I thought I could point out that even in the “classic” days, Doctor Who did rely on at least some continuity. Unfortunately for me, he chose to illustrate his point by pulling out “The Seeds of Death”, which, other than the Ice Warriors, doesn’t have much of any connection to any previous story, which he rammed right back at me. He wouldn’t budge, and more power to him. He’s absolutely right to say that this series is far, far more intricately built and connected than any previous one, and certainly we’ve never had big upheavals like this one right in the middle of the run, and if it doesn’t work for him, he’s certainly not alone in that opinion.

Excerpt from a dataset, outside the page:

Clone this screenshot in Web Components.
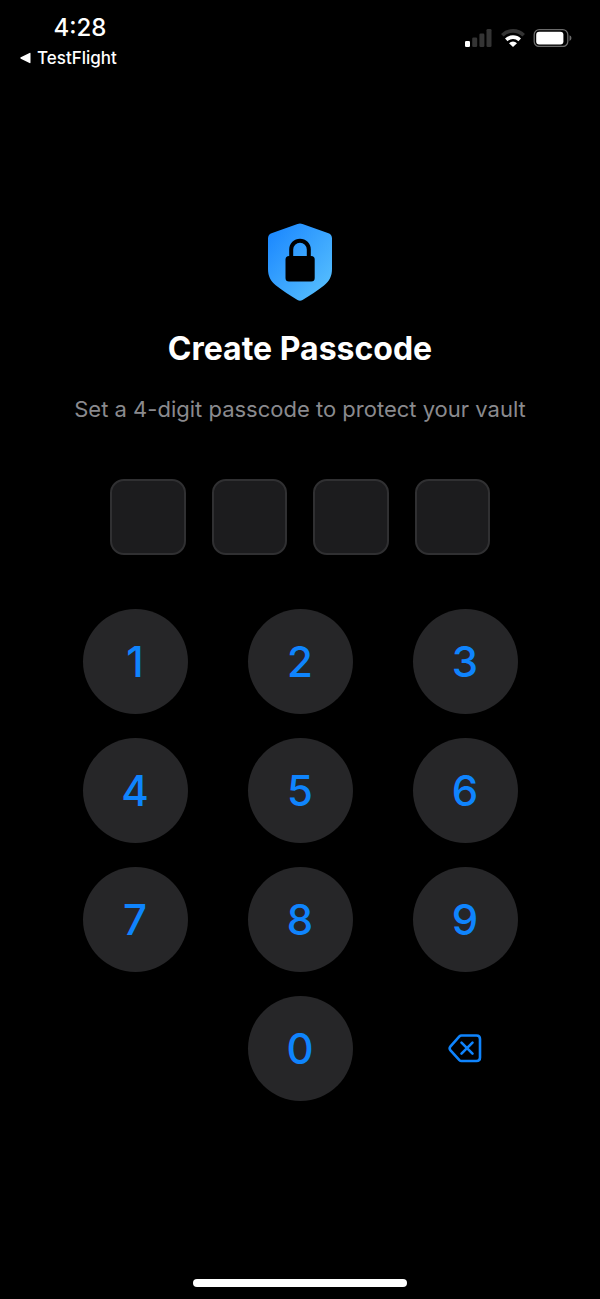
<!DOCTYPE html>
<html lang="en">
<head>
<meta charset="UTF-8">
<meta name="viewport" content="width=device-width, initial-scale=1">
<title>Create Passcode</title>
<style>
    body {
        margin: 0;
        background: #000;
        color: #fff;
        font-family: Inter, "Liberation Sans", sans-serif;
    }
</style>
</head>
<body>
<passcode-screen></passcode-screen>

<script>
class StatusBar extends HTMLElement {
    constructor() {
        super();

        this.attachShadow({ mode: "open" }).innerHTML = `
            <style>
                :host {
                    display: flex;
                    justify-content: space-between;
                    align-items: flex-start;
                    padding: 12px 28px 0 20px;
                }
                .left {
                    display: flex;
                    flex-direction: column;
                    min-width: 120px;
                }
                .time {
                    font-size: 24px;
                    line-height: 32px;
                    font-weight: 500;
                    text-align: center;
                }
                .back {
                    display: flex;
                    align-items: center;
                    gap: 6px;
                    color: inherit;
                    font-size: 17px;
                    line-height: 28px;
                    font-weight: 500;
                    text-decoration: none;
                }
                .icons {
                    display: flex;
                    gap: 8px;
                    padding-top: 17px;
                }
                svg {
                    display: block;
                }
            </style>
            <div class="left">
                <span class="time"><slot name="time"></slot></span>
                <a class="back" href="#back">
                    <svg width="11" height="12" viewBox="0 0 11 12" aria-hidden="true">
                        <path d="M10.500 1.500v9q0 1-1 .5L.8 6.700q-1-.7 0-1.400L9.500 1q1-.5 1 .5z" fill="#fff"/>
                    </svg>
                    <slot name="back"></slot>
                </a>
            </div>
            <div class="icons">
                <svg width="28" height="18" viewBox="0 0 28 18" aria-hidden="true">
                    <rect x="0" y="12" width="5" height="6" rx="1.300" fill="#fff"/>
                    <g fill="#343434">
                        <rect x="7.200" y="8.500" width="5" height="9.500" rx="1.300"/>
                        <rect x="14.400" y="4.500" width="5" height="13.500" rx="1.300"/>
                        <rect x="21.500" y="0" width="5" height="18" rx="1.300"/>
                    </g>
                </svg>
                <svg width="24" height="18" viewBox="0 0 24 18" aria-hidden="true">
                    <g fill="none" stroke-width="3.600">
                        <path d="M1.300 6.300a15.200 15.200 0 0 1 21.400 0" stroke="#343434"/>
                        <path d="M5.300 10.900a9.500 9.500 0 0 1 13.400 0" stroke="#fff"/>
                    </g>
                    <path d="M12 18L8 14.200a5.700 5.700 0 0 1 8 0z" fill="#fff"/>
                </svg>
                <svg width="39" height="18" viewBox="0 0 39 18" aria-hidden="true">
                    <rect x="1.200" y=".7" width="33.600" height="16.800" rx="5" fill="none" stroke="#6a6a6a" stroke-width="1.300"/>
                    <rect x="3.200" y="2.800" width="27.200" height="12.600" rx="3" fill="#fff"/>
                    <path d="M36.500 6.300q2 .8 2 2.800t-2 2.800z" fill="#6a6a6a"/>
                </svg>
            </div>
        `;
    }
}

class ShieldIcon extends HTMLElement {
    constructor() {
        super();

        this.attachShadow({ mode: "open" }).innerHTML = `
            <style>
                :host {
                    display: block;
                }
                svg {
                    display: block;
                }
            </style>
            <svg width="64" height="78" viewBox="0 0 64 78" aria-hidden="true">
                <defs>
                    <linearGradient id="fill" x1="0" y1="0" x2="1" y2="1">
                        <stop offset="0" stop-color="#1784ff"/>
                        <stop offset="1" stop-color="#5cc4fd"/>
                    </linearGradient>
                </defs>
                <path d="M29.500 1Q32 0 34.500 1L60.500 10.300Q64 11.700 64 15.500V46C64 53 61.500 58 56 62.500C49.500 67.800 42 72.500 34.500 77Q32 78.500 29.500 77C22 72.500 14.500 67.800 8 62.500C2.500 58 0 53 0 46V15.500Q0 11.700 3.500 10.300Z" fill="url(#fill)"/>
                <path d="M23.200 35V26.500a8.800 8.800 0 0 1 17.600 0V35" fill="none" stroke="#000" stroke-width="4"/>
                <rect x="17.500" y="33" width="29.200" height="25.500" rx="3.500" fill="#000"/>
            </svg>
        `;
    }
}

class CodeBoxes extends HTMLElement {
    #value = "";

    constructor() {
        super();

        this.attachShadow({ mode: "open" }).innerHTML = `
            <style>
                :host {
                    display: grid;
                    grid-template-columns: repeat(4, 1fr);
                    gap: 26px;
                    width: 100%;
                    max-width: 380px;
                }
                input {
                    box-sizing: border-box;
                    width: 100%;
                    aspect-ratio: 1;
                    margin: 0;
                    padding: 0;
                    border: 2px solid #303032;
                    border-radius: 14px;
                    outline: none;
                    background: #1c1c1e;
                    color: #fff;
                    font-family: inherit;
                    font-size: 32px;
                    text-align: center;
                }
            </style>
            ${[1, 2, 3, 4].map(n => `<input type="password" readonly aria-label="Digit ${n}">`).join("")}
        `;
    }

    get value() {
        return this.#value;
    }

    set value(val) {
        this.#value = val.slice(0, 4);
        this.shadowRoot.querySelectorAll("input").forEach((box, i) => {
            box.value = this.#value[i] || "";
        });
    }
}

class KeypadKey extends HTMLElement {
    constructor() {
        super();

        this.attachShadow({ mode: "open" }).innerHTML = `
            <style>
                :host {
                    display: block;
                }
                button {
                    display: flex;
                    align-items: center;
                    justify-content: center;
                    width: 100%;
                    height: 105px;
                    margin: 0;
                    padding: 0;
                    border: 0;
                    border-radius: 50%;
                    background: #262628;
                    color: #0f84fd;
                    font-family: inherit;
                    font-size: 42px;
                    font-weight: 500;
                    cursor: pointer;
                }
                :host([plain]) button {
                    background: none;
                }
            </style>
            <button type="button"><slot></slot></button>
        `;
    }

    connectedCallback() {
        const key = this.getAttribute("key");
        const button = this.shadowRoot.querySelector("button");

        if (key === "delete") {
            button.setAttribute("aria-label", "Delete");
        }

        button.addEventListener("click", () => {
            this.dispatchEvent(new CustomEvent("key-press", { bubbles: true, composed: true, detail: { key } }));
        });
    }
}

class NumberPad extends HTMLElement {
    constructor() {
        super();

        const digit = n => `<keypad-key key="${n}">${n}</keypad-key>`;

        this.attachShadow({ mode: "open" }).innerHTML = `
            <style>
                :host {
                    display: grid;
                    grid-template-columns: repeat(3, 105px);
                    justify-content: space-between;
                    row-gap: 24px;
                    width: 100%;
                    max-width: 435px;
                }
            </style>
            ${[1, 2, 3, 4, 5, 6, 7, 8, 9].map(digit).join("")}
            <span></span>
            ${digit(0)}
            <keypad-key key="delete" plain>
                <svg width="34" height="30" viewBox="0 0 34 30" fill="none" stroke="#0f84fd" stroke-width="2.600" stroke-linecap="round" stroke-linejoin="round" aria-hidden="true">
                    <path d="M13.500 2.500H28.500Q32 2.500 32 6V24.500Q32 28 28.500 28H13.500Q12.300 28 11.400 27.100L2.500 17.300Q.8 15.300 2.500 13.300L11.400 3.400Q12.300 2.500 13.500 2.500Z"/>
                    <path d="M13.500 9.700l11 11M24.500 9.700l-11 11"/>
                </svg>
            </keypad-key>
        `;
    }
}

class PasscodeScreen extends HTMLElement {
    constructor() {
        super();

        this.attachShadow({ mode: "open" }).innerHTML = `
            <style>
                :host {
                    display: flex;
                    flex-direction: column;
                    min-height: 100vh;
                }
                main {
                    display: flex;
                    flex-direction: column;
                    align-items: center;
                    padding: 151px 24px 48px;
                }
                h1 {
                    margin: 28px 0 0;
                    font-size: 32px;
                    line-height: 40px;
                    font-weight: 700;
                    text-align: center;
                }
                p {
                    margin: 24px 0 0;
                    color: #8a8a8e;
                    font-size: 22px;
                    line-height: 32px;
                    text-align: center;
                }
                code-boxes {
                    margin-top: 54px;
                }
                number-pad {
                    margin-top: 54px;
                }
                .home {
                    width: 100%;
                    max-width: 214px;
                    height: 8px;
                    margin: auto auto 12px;
                    border-radius: 4px;
                    background: #fff;
                }
            </style>
            <status-bar>
                <span slot="time">4:28</span>
                <span slot="back">TestFlight</span>
            </status-bar>
            <main>
                <shield-icon></shield-icon>
                <h1>Create Passcode</h1>
                <p>Set a 4-digit passcode to protect your vault</p>
                <code-boxes></code-boxes>
                <number-pad></number-pad>
            </main>
            <div class="home"></div>
        `;
    }

    connectedCallback() {
        const boxes = this.shadowRoot.querySelector("code-boxes");

        this.shadowRoot.addEventListener("key-press", e => {
            const key = e.detail.key;
            boxes.value = key === "delete" ? boxes.value.slice(0, -1) : boxes.value + key;
        });
    }
}

window.customElements.define("status-bar", StatusBar);
window.customElements.define("shield-icon", ShieldIcon);
window.customElements.define("code-boxes", CodeBoxes);
window.customElements.define("keypad-key", KeypadKey);
window.customElements.define("number-pad", NumberPad);
window.customElements.define("passcode-screen", PasscodeScreen);
</script>
</body>
</html>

Doctor Who is kind of unique in that many of its reviewers and commentators, perhaps because they have latent swirlie issues from their own childhoods or are still sore about the show’s cancellation in 1989, will chastise the show for not making sense to the general audience, only the regular fans. “Heaven knows what a casual viewer would think of this,” they often moan, a complaint not lodged against any other program that’s ever been made. (Think about it. Walking Dead reviewers never have to say that.) But with series six, it looks like that sort of complaint has real merit. Doctor Who is, at its core, a program for families. There will always be some stories that don’t work for some viewers, or leave some viewers disappointed or bored. But when the nine year-olds don’t understand what the heck is even happening, then that seems like pretty strong evidence to me that the creators went too far and needed to dial things back.

At least next time, he’ll meet Strax. We think he’ll like Strax, at least.

Doctor Who 6.5 – The Rebel Flesh

We’re hitting the long period where Doctor Who is technically well-made, but isn’t crying out to be revisited. That said, “The Rebel Flesh” does have a little bit to offer on a second viewing, because there are several hints – ones that I certainly missed the first time around – that the Doctor has a very good reason to be here that he’s not sharing. So it’s certainly interesting from a writing standpoint, and it’s hundreds of times better than the writer’s previous Who, “Fear Her”, but it all just feels inconsequential and dull to me. The cliffhanger was obvious from space, too. Our son was not at all surprised.